Unter wechselnder Führung steigen wir in zwei Seilschaften den Gletscher aufwärts, wobei Volker sein sperriges Snowboard mitschleppt. Einmal breche ich an einer Gletscherspalte bis zum Knie ein, kann mich aber problemlos rausarbeiten. Das zeigt, wie trügerisch so ein Gletscher sein kann.
Schließlich erreichen wir wieder die Gandegghütte.
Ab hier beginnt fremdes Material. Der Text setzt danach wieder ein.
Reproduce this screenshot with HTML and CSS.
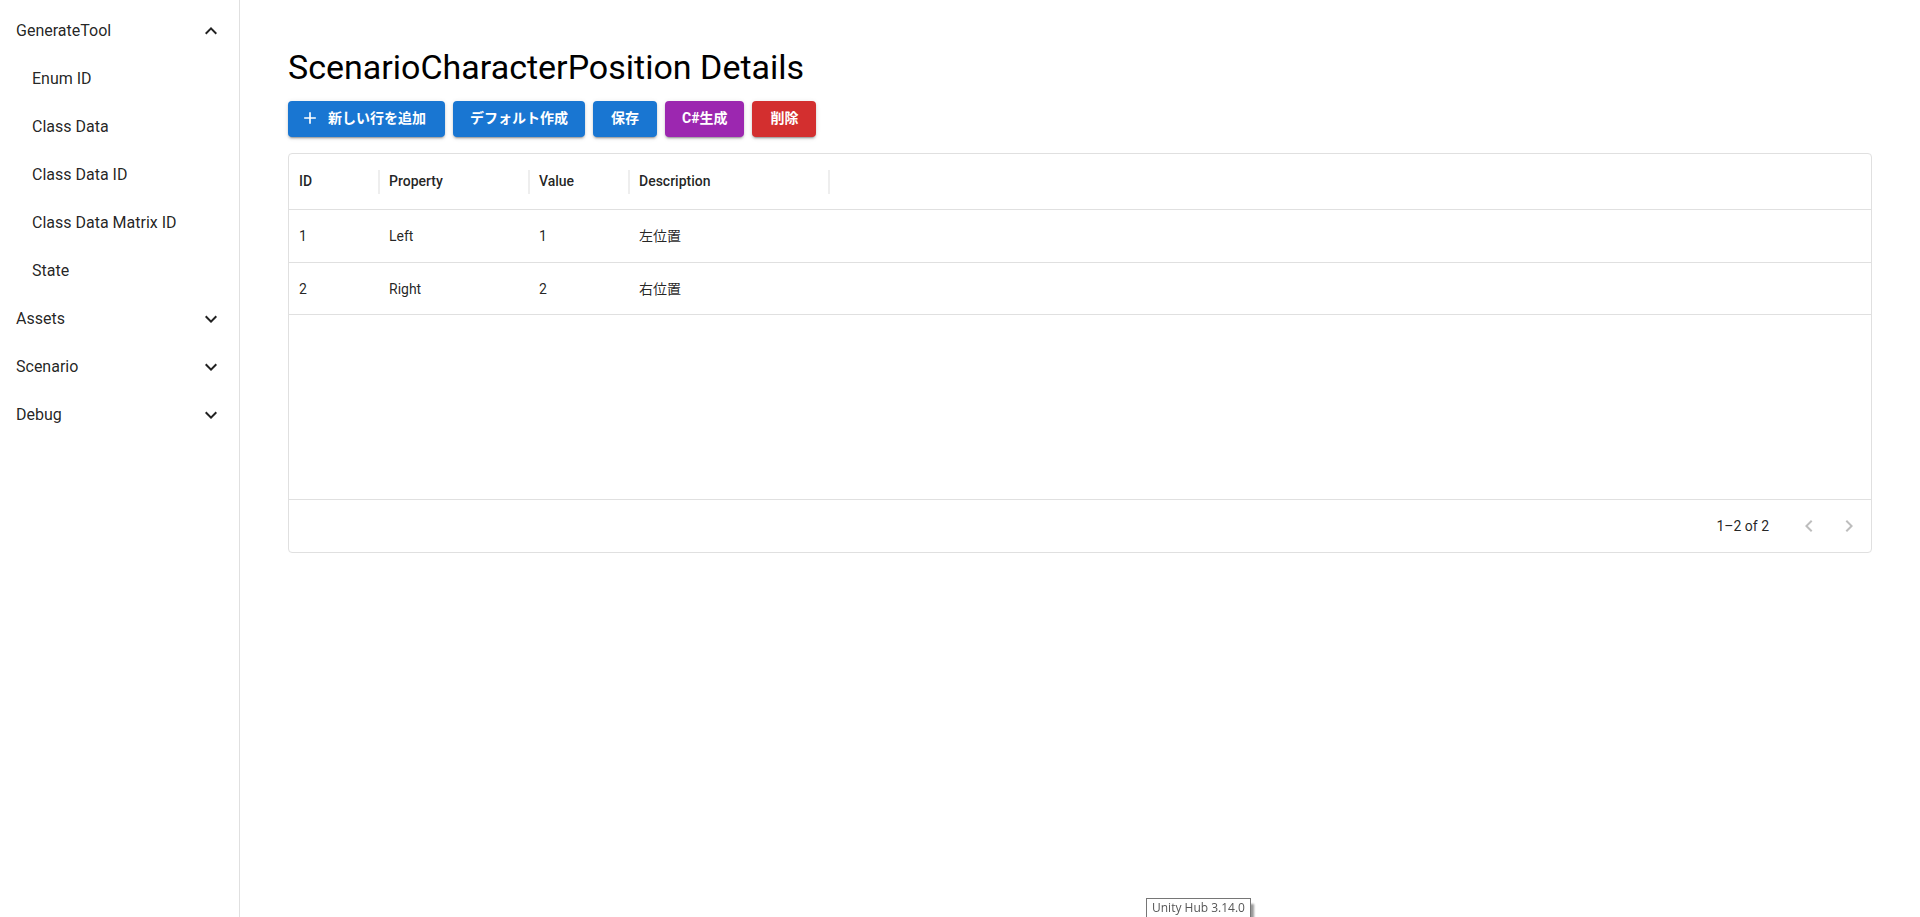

Mit der Gondel fahren wir ab nach Zermatt und genießen die zivilisatorischen Errungenschaften in unserem Basislager Hotel Bergfreund.
. Donnerstag
Nach dem Frühstück fahren wir nach Saas Fee (Saas = Stein). Zuvor verabschieden wir uns vorläufig von Rosie, die uns Glück wünscht und mit allen Heiligen sprechen will und auch mit deren Chef, damit wir wohlbehalten von unserer Bergtour zurückkommen.
Das Allalinhorn mit weißer Haube dominiert das Tal, rechts daneben die Mischabel-Gruppe (Mischabel = Mistgabel). Wieder geht es mit der Gondel auf 3000 Meter Höhe, mit der unterirdischen Zahnradbahn Alpin Metro fahren wir weiter bis zum Sommerskigebiet. Von hier steigen wir auf zum Allalinhorn, 4027 Meter. Erst passieren wir ein steiles Firnfeld, dann queren wir den Feegletscher aufwärts und überschreiten eine große Spaltenzone, die aber fast vollständig zugeschneit ist.
Da ich erst vor wenigen Tagen eine Grippe überstanden habe und entsprechend eingeschränkt konditioniert bin, bestimme ich als Langsamster der Seilschaft das Tempo. Oben angekommen führt ein schmaler, ausgesetzter Grat zum Gipfel. Dieser Grat mit den tiefen Abgründen zu beiden Seiten verursacht mir ein flaues Gefühl im Magen…
Am hölzernen Gipfelkreuz angekommen öffnet sich ein fantastischer Blick: In direkter Nähe ragt das Rimpfischhorn (= Rindviehhorn) wie eine Haifischflosse auf, linke Seite dunkler Granit, rechte Seite blendendes Eis. Dahinter die Viertausender-Prominenzen Castor, Pollux, Lyskamm, etwas weiter Monte Rosa, Dom, Eiger, Jungfrau, Mönch, auf der anderen Seite das Matterhorn und die formschöne Pyramide des Weisshorns.
Der Abstieg über die Steilwand erfordert nochmals höchste Konzentration. Anschließend wandern wir weiter zur Britanniahütte und treffen unterwegs auf eine kleine Steinbock-Herde. Ein Jungtier läßt uns bis auf etwa 15 Meter herankommen.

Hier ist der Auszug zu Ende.